Limits of correlation interpretation

This study identifies statistical associations rather than establishes causality. The strong correlations between socioeconomic factors and PM_2.5, for instance, are indicative but do not prove direct cause-and-effect relationships.

(3)

Impact of data quality from environmental sensors

When a sensor is directly exposed to sunlight, it heats up, causing readings to be significantly higher than the actual ambient air temperature. This is the most common source of error.

Pollutants like dust and salt can coat the sensor’s surface, impairing its moisture absorption capability. The accuracy of humidity sensors is highly dependent on temperature; an inaccurate temperature reading directly leads to an inaccurate humidity reading.

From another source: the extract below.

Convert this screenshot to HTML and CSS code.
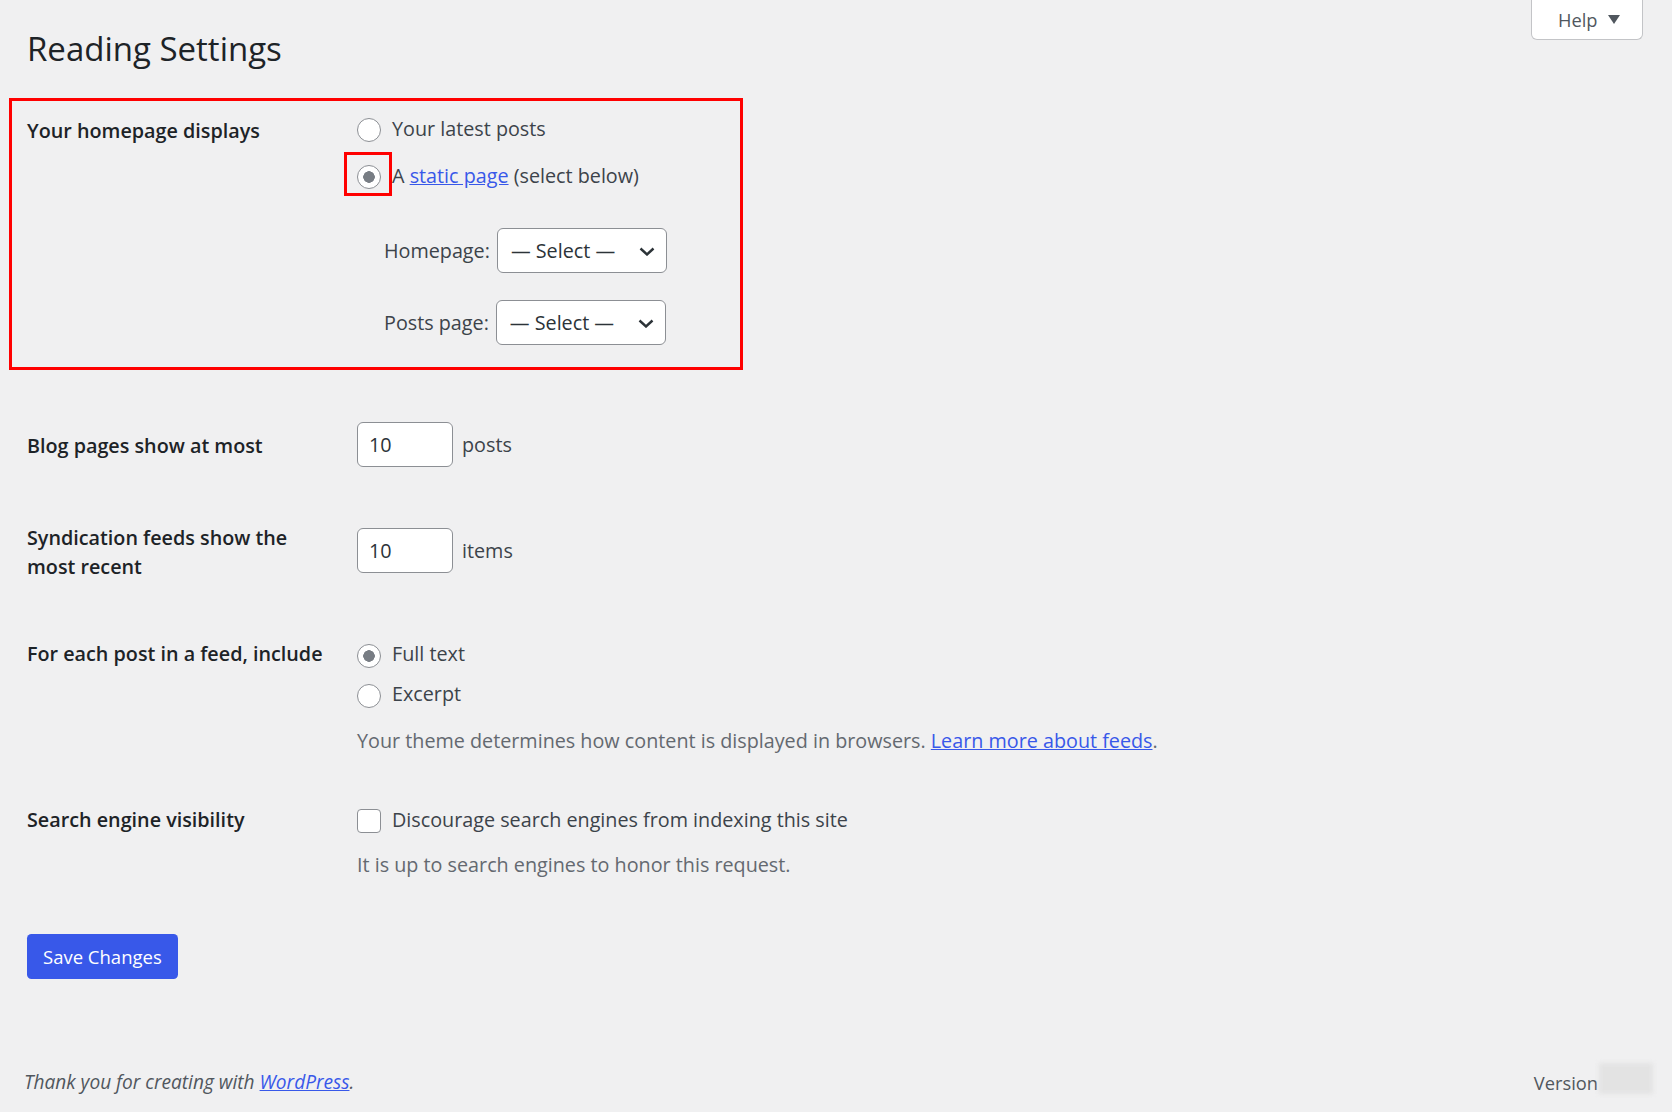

Humidity interferes with PM_2.5 data. Fog droplets and water droplets are misinterpreted as particulate matter, leading to a severe overestimation of PM_2.5 concentration during high-humidity conditions. Particles of different chemical compositions and colors (e.g., black carbon vs. ammonium sulfate) have different light-scattering properties, causing measurement bias. As usage time increases, the sensor’s zero point (zero drift) and sensitivity (span drift) can change, resulting in systematically high or low readings.

(4)

Future Research directions

This study lacks long-term, site-specific PM_2.5 Chemical composition data (such as black carbon, organic carbon, ions). Future research incorporating such data will provide a more detailed understanding of source apportionment and transformation mechanisms. In future studies, we will employ data from a greater number of monitoring stations and high-resolution remote sensing data, utilizing the Weather Research and Forecasting (WRF) model and the Community Multiscale Air Quality (CMAQ) model. This approach will enable a detailed analysis of the spatiotemporal characteristics of PM_2.5 in Shandong Province and investigate the underlying mechanisms through which pollutant emissions and meteorological conditions influence PM_2.5 levels. The findings will contribute to supporting Shandong’s synergistic achievement of its air quality goals and carbon neutrality vision.